CPU load spikes

Salamander · edit-2 2 years ago

CPU load spikes

sunaurus@lemm.ee · 2 years ago

ERROR: could not resize shared memory segment “/PostgreSQL.3267719818” to 8388608 bytes: No space left on device

Is your disk full?

Salamander · 2 years ago

No, the disk is about 30% full. I think that this message is about the RAM being full. I am thinking that holding the table in memory is taking up all of the ram - but I don’t see why this started happening in the last day so suddenly.

An explanation may be that if the RAM is not depleted during the operation, whatever causes the CPU spikes is not triggered. As the database grew to the point that it takes over 2 GB to hold this table in RAM, it is this filling-up of the RAM that somehow causes the CPU spikes. In this case, I can resolve the problem by increasing the available RAM… However, I would like to make sure that this is really the problem before increasing the RAM.

Salamander · 2 years ago

I suppose an easy way to test is to increase the RAM to 3GB and see if the spikes stop… I’m going to that now.

Salamander · edit-2 2 years ago

The spikes disappeared after I increased the RAM from 2 GB to 3 GB, and they have not re-appeared over the past few hours.

It appears like some some process was hitting the 2GB RAM limit - even though under normal use only about 800GB of RAM are allocated. At first I thought that the high amount of read IOPS might be due to the swap memory kicking into action, but the server has no allocated swap.

The postgresql container appears to fail when all of the RAM is used up, and it may be that the high CPU usage is somehow related to repopulating the dabase as it is restarted… But I would think that if this were the case I would see similar spikes whenever I reboot - and I don’t.

Conclusion: I am not sure why this happens.

But if anyone else notices these spikes it may be a RAM issue. Try increasing the RAM and see if they go away.

TauZero · 2 years ago

I’m on Linux with no swap, and can experience CPU spikes when running out of RAM. The 100% CPU usage is illusory - the CPU isn’t actually doing any calculations. When I tried using a profiler at such time, 100% of the CPU usage was something like “waiting on input/output”, which htop counts as usage.

Why is it doing input/output? Linux has a “feature” where under memory starvation it evicts pages of executable code (like shared libraries) from memory, because it knows it can load them from disk when needed. But what turns out happening instead is that the kernel will run one line of code from one thread, evict everything, load the code and shared libraries for the other thread from disk (takes loooong time!), run one line of code, evict everything, switch/repeat… This leads to disk thrashing (when we still had disks) and makes system unusable.

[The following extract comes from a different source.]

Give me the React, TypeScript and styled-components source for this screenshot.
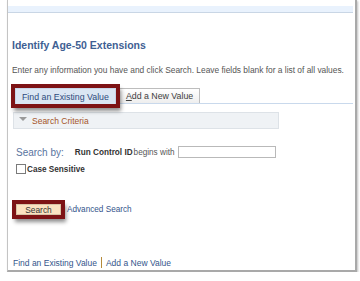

Is there any way, like via config or command line options, to set a hard limit on PostgreSQL memory usage, such that it would guarantee not to consume more than 1.5GB, say? Barring that (or adding more RAM indefinitely), look into the “OOM-killer” Linux feature. There is some way to configure the “ferocity” level of the watchdog inside the kernel so that it kills the process with the largest memory consumption sooner, instead of trying to thrash around by evicting even more shared memory. That will kill the Postgress process and force it to restart, but you say it works fine normally at around 0.8GB? Then the spike of runaway memory consumption is either a bug/memory leak, or a rare special event like rearranging/compressing the database somehow.